İstanbul’da yaşayan yabancı gazeteciler “İstanbul 3020” diye dalga geçsinler, ben hâlâ 2024’ten umutluyum. Peki ya siz?

Daha sonuç açıklanmadan “Olimpiyatlar İstanbul’da” diyecek kadar emin değildim.
Arjantin ile Brezilya’yı karıştıracak kadar daha kafam karışmamıştı.
Sonrasında kazanamayınca “Yaşasın, kaybettik!” diye sevinecek hale gelmedim.
Kına stokundan bahsedecek kadar kendimi kaybetmedim.
“Sinirden evdeki Japon balığımı öldürdüm” diyecek kadar şuursuzlaşmadım.
“İstanbul değil, Olimpiyatlar kaybetti” diyecek kadar kıvamı kaçırmadım.
“Bu gidişle Japon restoranları kapanır” diyecek kadar da eğlenmedim.

“Biz almayalım, siz buyrun”
Evet, günlerdir takipteyiz. Biliyoruz, çok yakında artık metropoller birbirlerine Olimpiyatları ikram edecek. Her şey dört dörtlükmüş gibi görünen tanıtım filmleri yerine, “Biz almayalım, buyrun siz alın” konuşmaları yapılacak. Çünkü artık hiçbir ülke ekonomik olarak Olimpiyatları taşıyacak durumda değil. Olimpiyatların artısı kadar eksisi de oluyor. Onu da biliyorum. Ama yine de elimde değil, her şeye rağmen üzgünüm. Hayır, Eurovision’da olduğu gibi manasız bir üzüntü de değil bu. Olimpiyat ruhu başka bir şey. Öyle Eurovision’la falan kıyaslanamaz.
Bu yıl durum farklıydı. Madrid ekonomik krizden, Tokyo nükleer sızıntıdan kaybeder, nasılsa biz alırız zannedenler de vardı. Bazı konularda nedense kaybetmeye alışmış ve nasılsa bize vermezler psikolojisinde olanlar da...

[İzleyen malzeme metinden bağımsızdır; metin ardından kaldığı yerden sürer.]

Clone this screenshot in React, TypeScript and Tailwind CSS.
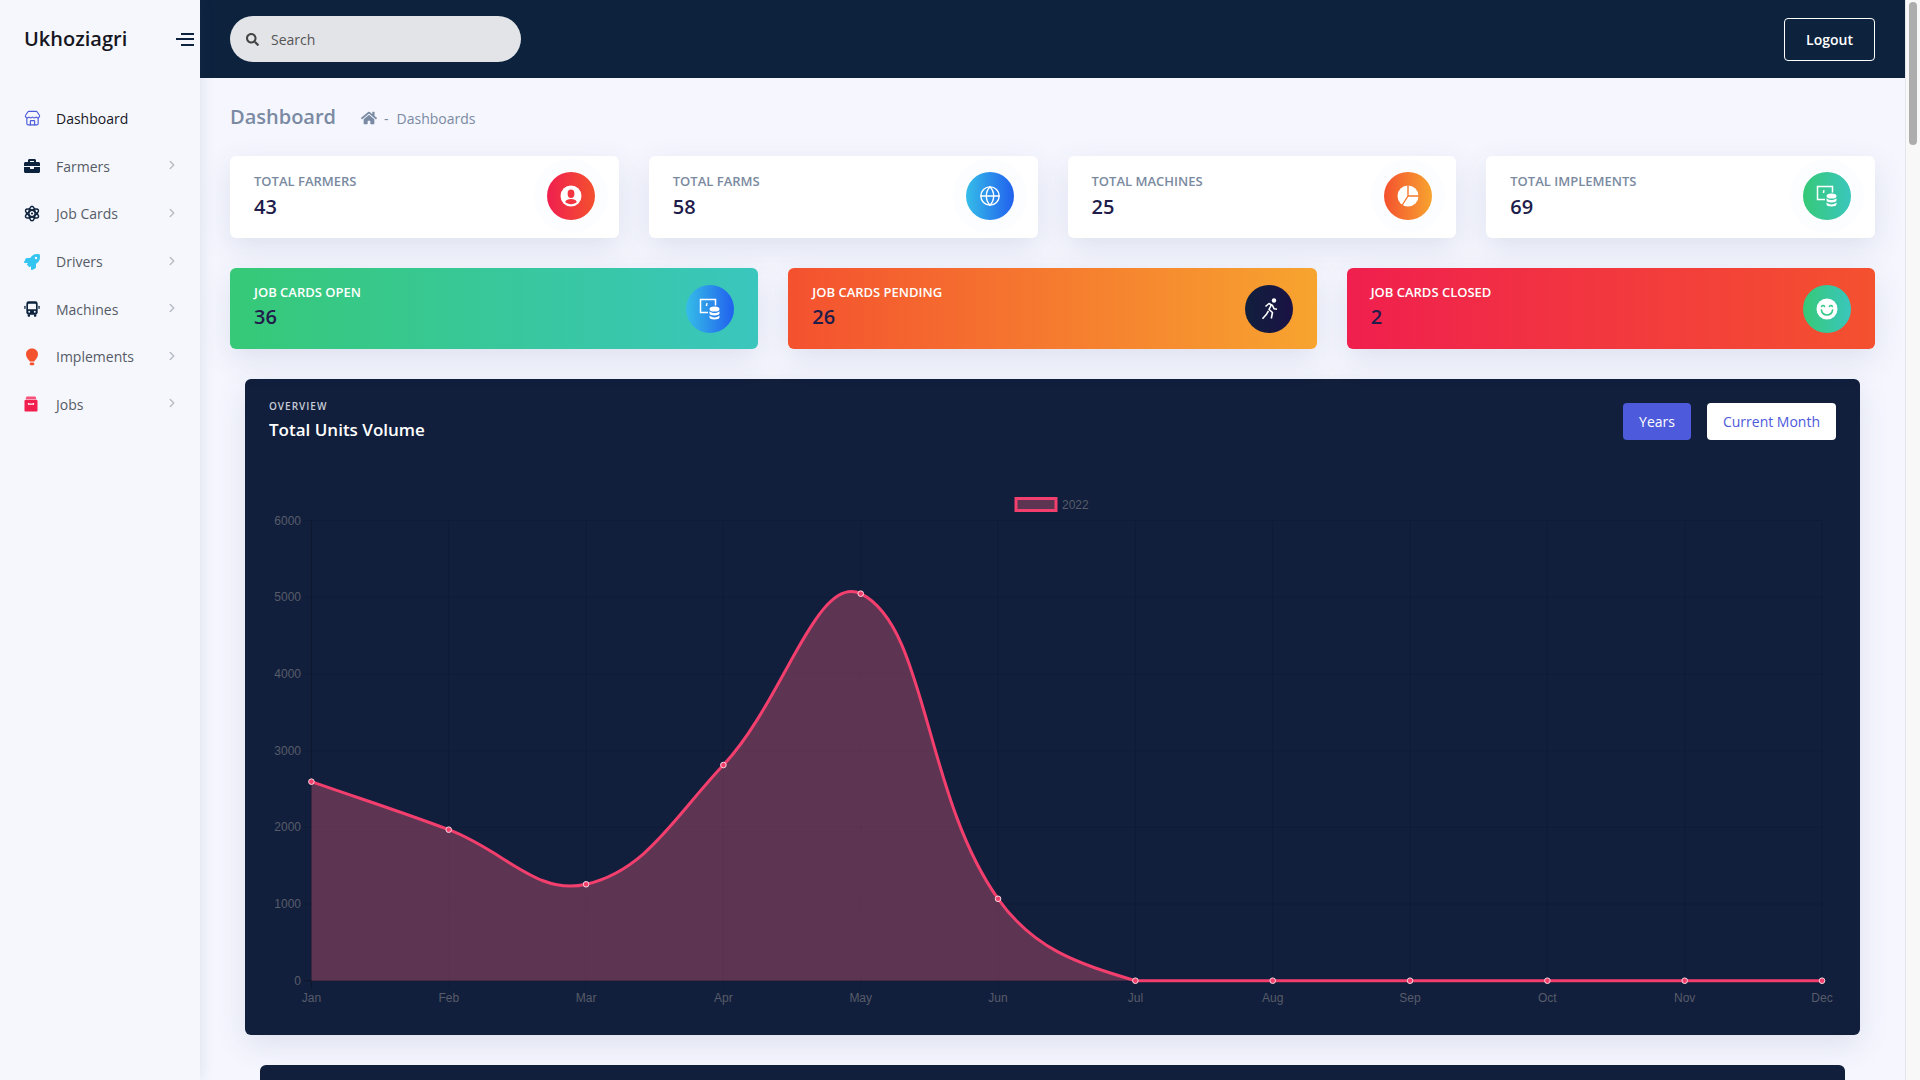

Kazanan Monaco Prensi Albert
Ne Madrid, ne Tokyo, ne İstanbul... Hiçbiri Monaco Prensi Albert kadar iyi hazırlanmamıştı. Uluslararası Olimpiyat Komitesi Üyesi Prens Albert işini son derece ciddiye almış, sorularını özenle sıralamıştı. İzleyicilerin seçme şansı olsa, Olimpiyatlar pekala bir avuçluk Monte Carlo’ya da gidebilirdi.
Evet, Prens Albert gibi biz de yıllardır hazırlanıyoruz. Olimpiyat Komitesi haldır haldır çalışıyor. Kabul etmek lazım, şimdiye kadar hiç bu kadar yaklaşmamıştık. Tamam ’60-36’ süper bir skor olmayabilir ama olsun bu kadar emekten sonra finale kalmak da bir şeydi.
Üstelik tanıtım filminde gördüğümüz Türkiye aslında tam da hayal ettiğimiz Türkiye’ydi. Evet, İstanbul’un altyapı sorunlarıyla Olimpiyatlar İstanbul’a gelse hayat bir süreliğine zorlaşırdı. Bir yerden bir yere gitmek mümkün olmazdı. Ama olsun, Olimpiyatlar için değerdi. Bir süre hep birlikte dişimizi sıkabilirdik. Zaten alışığız dişimizi sıkmaya.

Tek derdimiz Olimpiyatlar mı?
Peki bunca krizin arasında tek derdimiz Olimpiyatlar mıydı? Tabii ki hayır, ama olsun. Olimpiyatlar önemli bir fırsattı. Hayatımıza renk katacaktı. Hatta elemeler sırasında bile o heyecanı yaşadık. Özellikle de doping ve şikeyle ilgili sorulara cevap verilirken. Tamam, milli voleybolcu Neslihan Demir’in dediği gibi, birçoğumuzun sporla ilişkisi poşet taşımaktan ibaret. Sportmen olduğumuzu söyleyemeyeceğim, ama kimse inkar edemez, iyi birer izleyiciyiz hepimiz. Bizim kadar
saatlerce futbol izleyen, üstüne maç yetmezmiş gibi tekrarlarla dolu futbol yorum programlarına takılan, 1. lig değil kaçıncı lig olursa olsun aynı heyecanı taşıyan başka kaç örnek var ki?
Monaco Prensi Albert, Türkiye’nin 2020 Olimpiyat Oyunları’nı alamamasını bölgedeki güvensizliğe bağladı. Tokyo’nun metro haritasına da bağlayabilirdi aslında. Tabii ki daha başka nedenler de var. Aslında hepimiz biliyoruz bu nedenleri, bakalım bir sonraki sefere ne kadarını düzeltebileceğiz? İstanbul’da yaşayan yabancı gazeteciler “İstanbul 3020” diye dalga geçsinler, ben hala 2024’ten umutluyum. Peki ya siz?